At a University-wide forum in March addressing the proposal, Bonde described "a high level of support" for the proposal at the Grad School, according to a March 10 Herald article covering the event.

The GSC had voted to send a proposal to add pluses and minuses to the Grad School's grading system to the Faculty Executive Committee before the CCC decision. Since the CCC did not recommend a new grading policy for the College, no changes were adopted.

The Grad School currently has no formal policy dictating how professors should grade students. Instead it has adopted the same policy as the undergraduate College, Bonde said. The Grad School gives out A's, B's and C's and also provides a Satisfactory/No Credit grading option.

In addition, some departments have a policy requiring professors to give students written evaluations along with grades at the end of every semester. According to Chung Nguyen GS, vice president of administration for the GSC, the Department of American Civilization uses such a requirement and also solicits evaluations from professors outside of the department for its students.

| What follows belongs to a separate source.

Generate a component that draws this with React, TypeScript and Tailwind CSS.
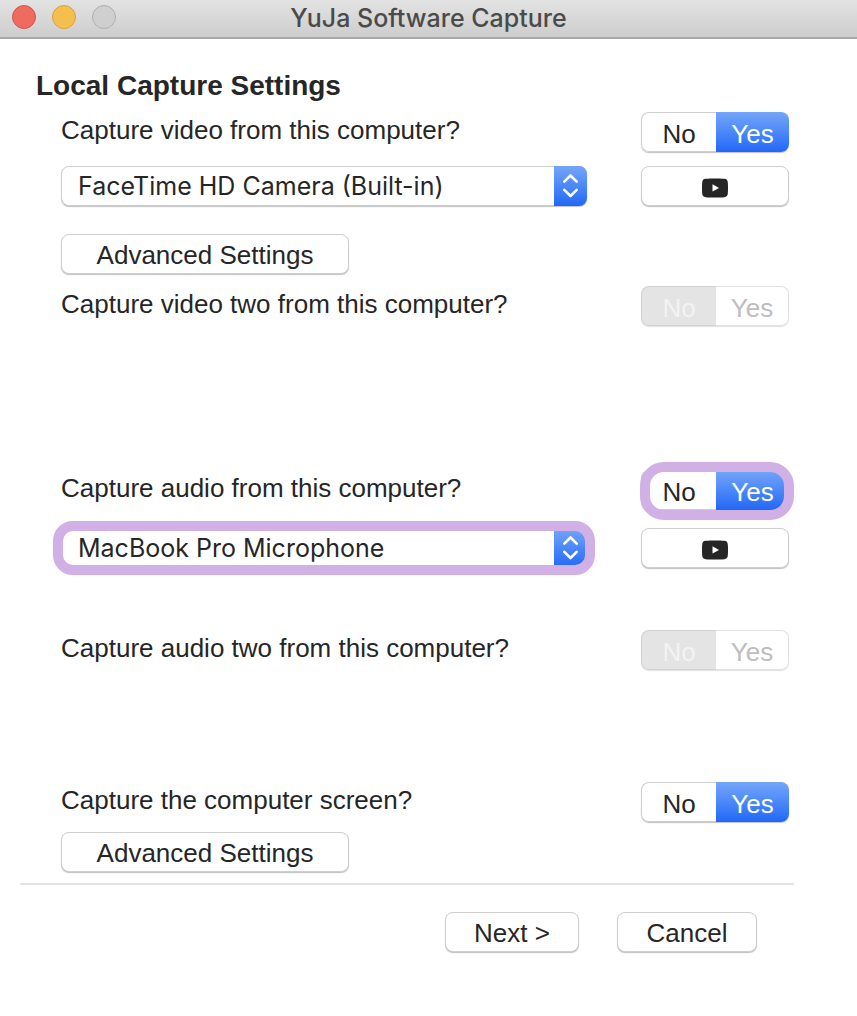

Support for the plus/minus proposal at the Grad School partially stemmed from a desire to combat the "rise in the terminal masters population" with a more nuanced evaluation system that would allow Brown's grad students to thrive in highly competitive job markets, Bonde told The Herald back in March.

Jonna Iacono GS, president of the GSC, said she believes grad students are largely indifferent to changing the grading policy. Typically grades are less important for grad students than the quality of a final project, such as a dissertation, Iacono said.

Nguyen had a different view on the importance of grades for grad students. "For me grading is very important," he said, adding that other students likely feel the same way.

Iacono summed up her perception of grad student opinion on pluses and minuses pithily when she joked that "grad students want pluses and minuses to grade, but not to be graded."